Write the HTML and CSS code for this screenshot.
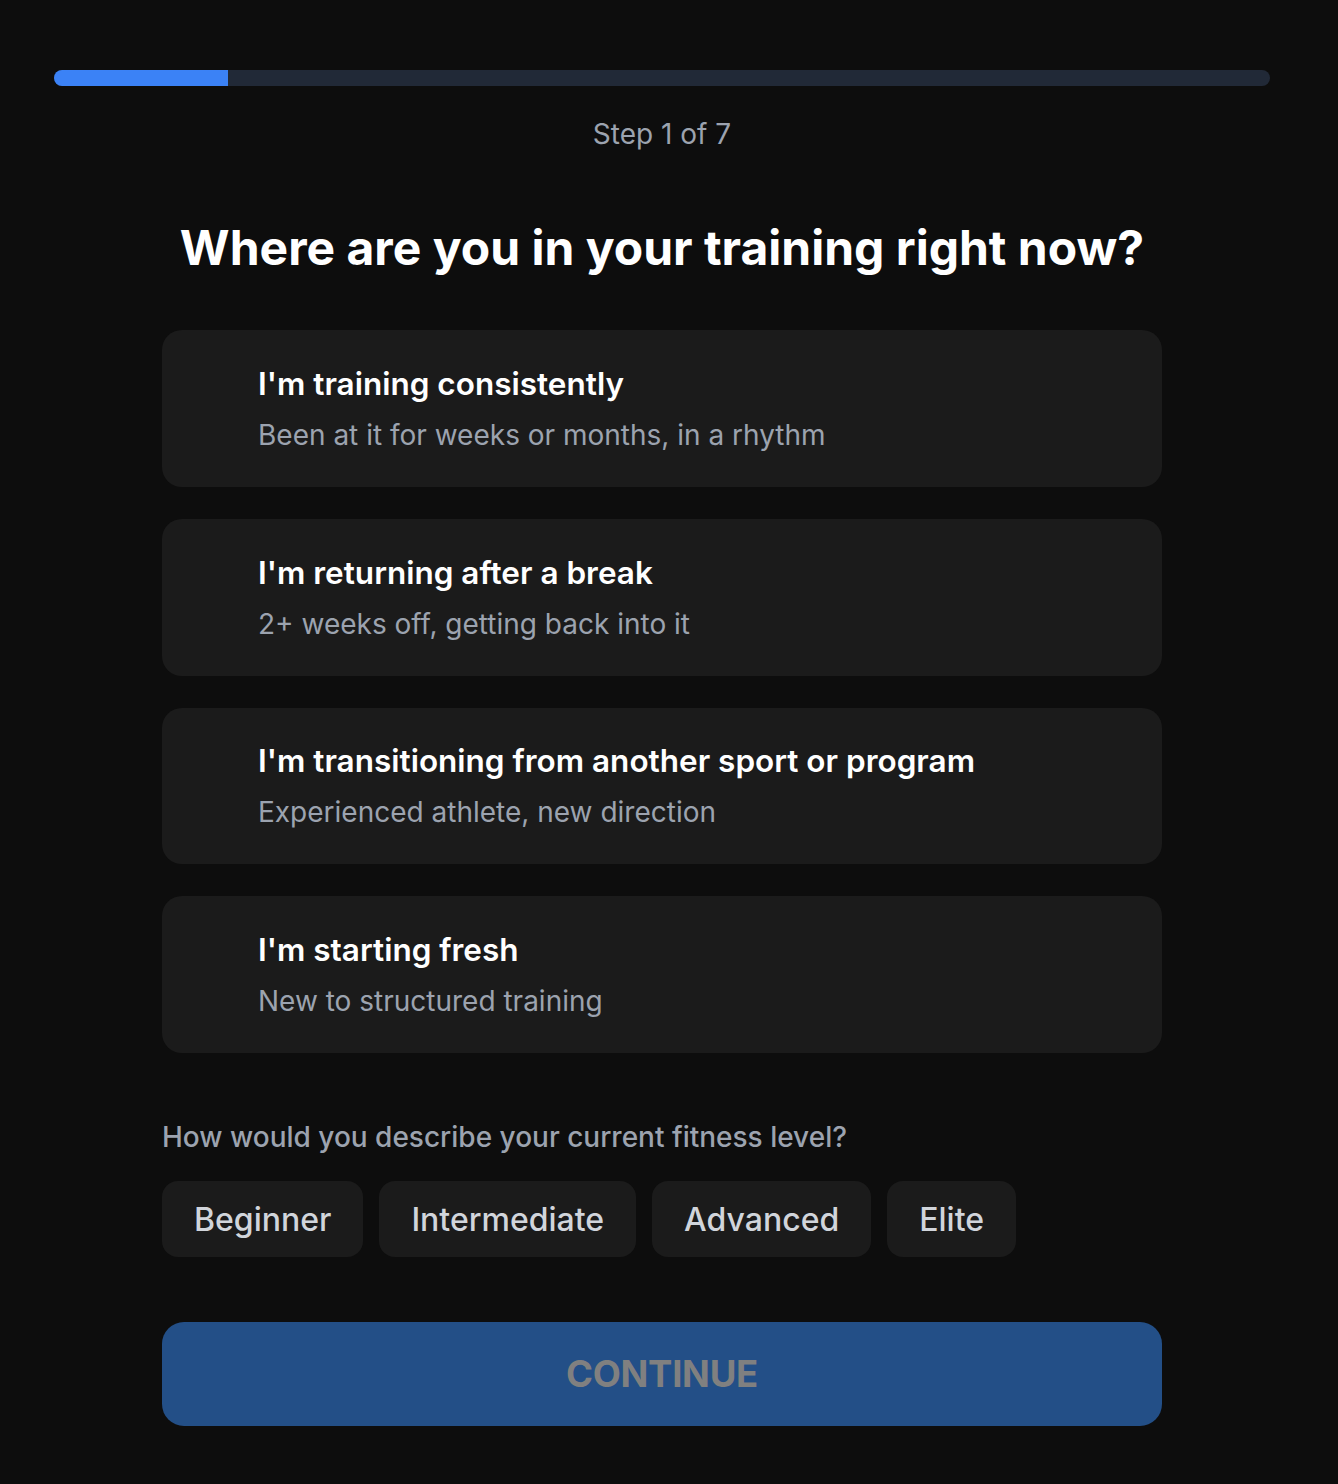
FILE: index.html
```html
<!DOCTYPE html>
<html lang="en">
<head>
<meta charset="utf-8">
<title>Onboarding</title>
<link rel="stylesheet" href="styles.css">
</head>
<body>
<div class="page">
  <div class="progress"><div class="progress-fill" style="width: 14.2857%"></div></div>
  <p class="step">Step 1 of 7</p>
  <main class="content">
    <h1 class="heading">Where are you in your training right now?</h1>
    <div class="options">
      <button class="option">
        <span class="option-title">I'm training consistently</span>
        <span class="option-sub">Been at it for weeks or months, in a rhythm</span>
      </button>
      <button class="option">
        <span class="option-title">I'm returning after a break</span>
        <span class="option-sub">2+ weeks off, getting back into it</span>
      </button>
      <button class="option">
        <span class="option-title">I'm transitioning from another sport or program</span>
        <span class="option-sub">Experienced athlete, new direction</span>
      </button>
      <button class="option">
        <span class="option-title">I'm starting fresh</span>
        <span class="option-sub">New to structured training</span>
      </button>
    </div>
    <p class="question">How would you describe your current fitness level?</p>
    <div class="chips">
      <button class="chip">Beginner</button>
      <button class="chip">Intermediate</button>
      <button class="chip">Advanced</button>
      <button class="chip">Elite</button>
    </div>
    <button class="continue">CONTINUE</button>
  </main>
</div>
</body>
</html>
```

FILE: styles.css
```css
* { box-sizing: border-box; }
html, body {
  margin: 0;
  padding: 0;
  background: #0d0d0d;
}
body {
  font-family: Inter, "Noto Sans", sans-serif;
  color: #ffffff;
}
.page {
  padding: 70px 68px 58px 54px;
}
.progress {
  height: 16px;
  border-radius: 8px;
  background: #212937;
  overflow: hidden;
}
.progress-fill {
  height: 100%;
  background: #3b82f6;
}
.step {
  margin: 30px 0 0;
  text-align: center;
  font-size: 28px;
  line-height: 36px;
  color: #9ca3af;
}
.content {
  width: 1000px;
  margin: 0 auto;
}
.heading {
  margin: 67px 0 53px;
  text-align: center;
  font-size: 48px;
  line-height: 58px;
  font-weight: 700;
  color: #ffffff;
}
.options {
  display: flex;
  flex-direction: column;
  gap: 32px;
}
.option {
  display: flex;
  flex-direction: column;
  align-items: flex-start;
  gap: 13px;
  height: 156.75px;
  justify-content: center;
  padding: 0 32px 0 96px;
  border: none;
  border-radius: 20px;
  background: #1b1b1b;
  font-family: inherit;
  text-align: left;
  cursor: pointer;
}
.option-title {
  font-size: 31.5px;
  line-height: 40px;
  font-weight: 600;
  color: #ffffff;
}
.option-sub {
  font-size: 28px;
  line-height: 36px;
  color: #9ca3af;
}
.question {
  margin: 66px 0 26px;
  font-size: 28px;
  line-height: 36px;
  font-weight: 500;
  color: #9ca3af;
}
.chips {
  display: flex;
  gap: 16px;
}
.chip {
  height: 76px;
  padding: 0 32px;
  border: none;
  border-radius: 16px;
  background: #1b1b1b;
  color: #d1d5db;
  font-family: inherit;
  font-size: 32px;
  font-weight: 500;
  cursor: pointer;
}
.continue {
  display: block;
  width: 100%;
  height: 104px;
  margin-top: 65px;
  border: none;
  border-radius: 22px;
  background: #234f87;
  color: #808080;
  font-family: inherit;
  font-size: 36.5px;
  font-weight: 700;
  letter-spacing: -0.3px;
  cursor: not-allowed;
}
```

----------------------------------------

Give the data again exactly as written, with all pictures left out.

Write the HTML and CSS code for this screenshot.
FILE: index.html
```html
<!DOCTYPE html>
<html lang="en">
<head>
<meta charset="utf-8">
<title>Onboarding</title>
<link rel="stylesheet" href="styles.css">
</head>
<body>
<div class="page">
  <div class="progress"><div class="progress-fill" style="width: 14.2857%"></div></div>
  <p class="step">Step 1 of 7</p>
  <main class="content">
    <h1 class="heading">Where are you in your training right now?</h1>
    <div class="options">
      <button class="option">
        <span class="option-title">I'm training consistently</span>
        <span class="option-sub">Been at it for weeks or months, in a rhythm</span>
      </button>
      <button class="option">
        <span class="option-title">I'm returning after a break</span>
        <span class="option-sub">2+ weeks off, getting back into it</span>
      </button>
      <button class="option">
        <span class="option-title">I'm transitioning from another sport or program</span>
        <span class="option-sub">Experienced athlete, new direction</span>
      </button>
      <button class="option">
        <span class="option-title">I'm starting fresh</span>
        <span class="option-sub">New to structured training</span>
      </button>
    </div>
    <p class="question">How would you describe your current fitness level?</p>
    <div class="chips">
      <button class="chip">Beginner</button>
      <button class="chip">Intermediate</button>
      <button class="chip">Advanced</button>
      <button class="chip">Elite</button>
    </div>
    <button class="continue">CONTINUE</button>
  </main>
</div>
</body>
</html>
```

FILE: styles.css
```css
* { box-sizing: border-box; }
html, body {
  margin: 0;
  padding: 0;
  background: #0d0d0d;
}
body {
  font-family: Inter, "Noto Sans", sans-serif;
  color: #ffffff;
}
.page {
  padding: 70px 68px 58px 54px;
}
.progress {
  height: 16px;
  border-radius: 8px;
  background: #212937;
  overflow: hidden;
}
.progress-fill {
  height: 100%;
  background: #3b82f6;
}
.step {
  margin: 30px 0 0;
  text-align: center;
  font-size: 28px;
  line-height: 36px;
  color: #9ca3af;
}
.content {
  width: 1000px;
  margin: 0 auto;
}
.heading {
  margin: 67px 0 53px;
  text-align: center;
  font-size: 48px;
  line-height: 58px;
  font-weight: 700;
  color: #ffffff;
}
.options {
  display: flex;
  flex-direction: column;
  gap: 32px;
}
.option {
  display: flex;
  flex-direction: column;
  align-items: flex-start;
  gap: 13px;
  height: 156.75px;
  justify-content: center;
  padding: 0 32px 0 96px;
  border: none;
  border-radius: 20px;
  background: #1b1b1b;
  font-family: inherit;
  text-align: left;
  cursor: pointer;
}
.option-title {
  font-size: 31.5px;
  line-height: 40px;
  font-weight: 600;
  color: #ffffff;
}
.option-sub {
  font-size: 28px;
  line-height: 36px;
  color: #9ca3af;
}
.question {
  margin: 66px 0 26px;
  font-size: 28px;
  line-height: 36px;
  font-weight: 500;
  color: #9ca3af;
}
.chips {
  display: flex;
  gap: 16px;
}
.chip {
  height: 76px;
  padding: 0 32px;
  border: none;
  border-radius: 16px;
  background: #1b1b1b;
  color: #d1d5db;
  font-family: inherit;
  font-size: 32px;
  font-weight: 500;
  cursor: pointer;
}
.continue {
  display: block;
  width: 100%;
  height: 104px;
  margin-top: 65px;
  border: none;
  border-radius: 22px;
  background: #234f87;
  color: #808080;
  font-family: inherit;
  font-size: 36.5px;
  font-weight: 700;
  letter-spacing: -0.3px;
  cursor: not-allowed;
}
```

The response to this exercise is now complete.